Natürlich lassen sich mit den knappen Mitteln keine Auslandskorrespondenten finanzieren. Aber die
Radiomacher haben eine Lösung gefunden:
Ingo Brüggenjürgen: Ich mach das mal an einem Beispiel fest: wenn irgendwo die Erde wackelt oder es gibt irgendwo ein großes Unglück, dann müssen andere sehr oft erst ein entsprechendes Expertenteam ins
Flugzeug setzen oder sehen, dass sie möglichst schnell vor Ort hinkommen. Wir haben dank der globalen Struktur der Kirche wirklich eine gute Infrastruktur. Im Krisengebiet erreichen wir in der Regel niemanden mehr, weil da die Leitungen auch kaputt sind, aber unmittelbar in der Nachbarschaft gibt es Ordensstationen, gibt es Missionsstationen, gibt es deutschsprachige Ordensleute, die uns sehr viel weiter helfen, und die kennen die Situation vor Ort, die wissen eigentlich genau, was vor Ort zu tun ist, und wo die Not am Mann ist, und wie man entsprechend helfen kann.

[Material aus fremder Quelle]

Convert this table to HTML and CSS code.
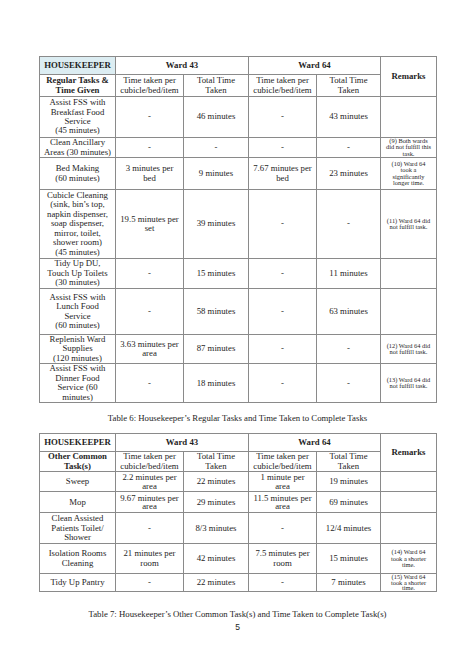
FILE: index.html
```html
<!DOCTYPE html>
<html>
<head>
<meta charset="utf-8">
<link rel="stylesheet" href="styles.css">
</head>
<body>
<div class="page">
  <table class="grid">
    <colgroup>
      <col class="c1"><col class="c2"><col class="c3"><col class="c4"><col class="c5"><col class="c6">
    </colgroup>
    <tr class="h18">
      <th class="hk">HOUSEKEEPER</th>
      <th colspan="2">Ward 43</th>
      <th colspan="2">Ward 64</th>
      <th rowspan="2">Remarks</th>
    </tr>
    <tr class="h22">
      <th>Regular Tasks &amp;<br>Time Given</th>
      <td>Time taken per<br>cubicle/bed/item</td>
      <td>Total Time<br>Taken</td>
      <td>Time taken per<br>cubicle/bed/item</td>
      <td>Total Time<br>Taken</td>
    </tr>
    <tr class="h41">
      <td>Assist FSS with<br>Breakfast Food<br>Service<br>(45 minutes)</td>
      <td>-</td><td>46 minutes</td><td>-</td><td>43 minutes</td><td class="rm"></td>
    </tr>
    <tr class="h20">
      <td>Clean Ancillary<br>Areas (30 minutes)</td>
      <td>-</td><td>-</td><td>-</td><td>-</td>
      <td class="rm">(9) Both wards<br>did not fulfill this<br>task.</td>
    </tr>
    <tr class="h32">
      <td>Bed Making<br>(60 minutes)</td>
      <td>3 minutes per<br>bed</td><td>9 minutes</td><td>7.67 minutes per<br>bed</td><td>23 minutes</td>
      <td class="rm">(10) Ward 64<br>took a<br>significantly<br>longer time.</td>
    </tr>
    <tr class="h69">
      <td>Cubicle Cleaning<br>(sink, bin’s top,<br>napkin dispenser,<br>soap dispenser,<br>mirror, toilet,<br>shower room)<br>(45 minutes)</td>
      <td>19.5 minutes per<br>set</td><td>39 minutes</td><td>-</td><td>-</td>
      <td class="rm">(11) Ward 64 did<br>not fulfill task.</td>
    </tr>
    <tr class="h30">
      <td>Tidy Up DU,<br>Touch Up Toilets<br>(30 minutes)</td>
      <td>-</td><td>15 minutes</td><td>-</td><td>11 minutes</td><td class="rm"></td>
    </tr>
    <tr class="h46">
      <td>Assist FSS with<br>Lunch Food<br>Service<br>(60 minutes)</td>
      <td>-</td><td>58 minutes</td><td>-</td><td>63 minutes</td><td class="rm"></td>
    </tr>
    <tr class="h27">
      <td>Replenish Ward<br>Supplies<br>(120 minutes)</td>
      <td>3.63 minutes per<br>area</td><td>87 minutes</td><td>-</td><td>-</td>
      <td class="rm">(12) Ward 64 did<br>not fulfill task.</td>
    </tr>
    <tr class="h39">
      <td>Assist FSS with<br>Dinner Food<br>Service (60<br>minutes)</td>
      <td>-</td><td>18 minutes</td><td>-</td><td>-</td>
      <td class="rm">(13) Ward 64 did<br>not fulfill task.</td>
    </tr>
  </table>

  <p class="caption cap6">Table 6: Housekeeper’s Regular Tasks and Time Taken to Complete Tasks</p>

  <table class="grid">
    <colgroup>
      <col class="c1"><col class="c2"><col class="c3"><col class="c4"><col class="c5"><col class="c6">
    </colgroup>
    <tr class="h18">
      <th>HOUSEKEEPER</th>
      <th colspan="2">Ward 43</th>
      <th colspan="2">Ward 64</th>
      <th rowspan="2">Remarks</th>
    </tr>
    <tr class="h20">
      <th>Other Common<br>Task(s)</th>
      <td>Time taken per<br>cubicle/bed/item</td>
      <td>Total Time<br>Taken</td>
      <td>Time taken per<br>cubicle/bed/item</td>
      <td>Total Time<br>Taken</td>
    </tr>
    <tr class="h20">
      <td>Sweep</td>
      <td class="tight">2.2 minutes per<br>area</td><td>22 minutes</td><td class="tight">1 minute per<br>area</td><td>19 minutes</td><td class="rm"></td>
    </tr>
    <tr class="h21">
      <td>Mop</td>
      <td class="tight">9.67 minutes per<br>area</td><td>29 minutes</td><td class="tight">11.5 minutes per<br>area</td><td>69 minutes</td><td class="rm"></td>
    </tr>
    <tr class="h31">
      <td>Clean Assisted<br>Patients Toilet/<br>Shower</td>
      <td>-</td><td>8/3 minutes</td><td>-</td><td>12/4 minutes</td><td class="rm"></td>
    </tr>
    <tr class="h30">
      <td>Isolation Rooms<br>Cleaning</td>
      <td>21 minutes per<br>room</td><td>42 minutes</td><td>7.5 minutes per<br>room</td><td>15 minutes</td>
      <td class="rm">(14) Ward 64<br>took a shorter<br>time.</td>
    </tr>
    <tr class="h18">
      <td>Tidy Up Pantry</td>
      <td>-</td><td>22 minutes</td><td>-</td><td>7 minutes</td>
      <td class="rm rmtight">(15) Ward 64<br>took a shorter<br>time.</td>
    </tr>
  </table>

  <p class="caption cap7">Table 7: Housekeeper’s Other Common Task(s) and Time Taken to Complete Task(s)</p>
  <p class="pnum">5</p>
</div>
</body>
</html>
```

FILE: styles.css
```css
html, body {
  margin: 0;
  padding: 0;
  background: #ffffff;
}

.page {
  width: 474px;
  padding: 56px 0 0 39px;
  box-sizing: border-box;
  font-family: "Liberation Serif", "Times New Roman", serif;
  color: #1e1e1e;
}

.grid {
  width: 397px;
  border-collapse: collapse;
  table-layout: fixed;
  border: 1px solid #6a6a6a;
}

.c1 { width: 76px; }
.c2 { width: 68px; }
.c3 { width: 65px; }
.c4 { width: 68px; }
.c5 { width: 64px; }
.c6 { width: 56px; }

.grid th,
.grid td {
  border: 1px solid #8a8a8a;
  padding: 0 1px;
  text-align: center;
  vertical-align: middle;
  font-size: 8.75px;
  line-height: 9.4px;
  white-space: nowrap;
  overflow: hidden;
}

.grid th {
  font-weight: bold;
}

.grid .hk {
  background: #dcedf2;
}

.grid td.tight {
  line-height: 8.6px;
}

.grid td.rm {
  font-size: 6.4px;
  line-height: 6.2px;
}

.grid td.rmtight {
  line-height: 5.5px;
}

.h18 { height: 18px; }
.h20 { height: 20px; }
.h21 { height: 21px; }
.h22 { height: 22px; }
.h27 { height: 27px; }
.h30 { height: 30px; }
.h31 { height: 31px; }
.h32 { height: 32px; }
.h39 { height: 39px; }
.h40 { height: 40px; }
.h41 { height: 41px; }
.h46 { height: 46px; }
.h69 { height: 69px; }

.caption {
  width: 397px;
  margin: 0;
  text-align: center;
  font-size: 8.75px;
  line-height: 10px;
}

.cap6 {
  padding: 10px 0 10px;
}

.cap7 {
  padding: 17px 0 0;
}

.pnum {
  width: 397px;
  margin: 3px 0 0;
  text-align: center;
  font-family: "Liberation Sans", Arial, sans-serif;
  font-size: 8.5px;
  line-height: 10px;
}
```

Fraglich bleibt, wie unabhängig ein Bistumssender berichten kann, der sich aus den Mitteln der Erzdiözese finanziert.
Ich hab' am Anfang sehr viel Sorge gehabt, weil ich gesagt hab\ oh, der erste Bistumssender, und dann wirst du Chefredakteur, das ist doch ein Schleudersitz, noch dazu in Köln. Ich kann aber sagen, hier in Köln, wenn der Kardinal davon überzeugt ist, dass er die richtigen Leute am Platz hat, dann lässt er sie mit einer großen Freiheit wirken. Ich kann von daher mit Recht sagen, er hat in den ganzen drei Jahren nicht einmal hier in das Programm eingegriffen. Er ist auch nicht, anders als bei der Kirchenzeitung der Herausgeber. Er ist der Kardinal. Er gibt die Richtung des Bistums vor. Keine Frage. Aber unsere Trägerstruktur, damit will ich sagen, diejenigen, die den Sender verantworten, ist eine plurale, innerkirchliche Trägerstruktur. Das heißt, wir sind ein Sender des Bildungswerks der Erzdiözese Köln, und da gehören eben viele Gruppierungen zu.
Inzwischen ist das Domradio in Rheinland-Pfalz auch über DAß zu empfangen. Die Äußerungen des Vorsitzenden der Deutschen Bischofskonferenz, Kardinal Lehmann, dass ein bundesweites christliches Radio denkbar wäre, wurde in Köln mit großer Freude aufgenommen. Einen Dom gibt es schließlich in vielen bundesdeutschen Städten.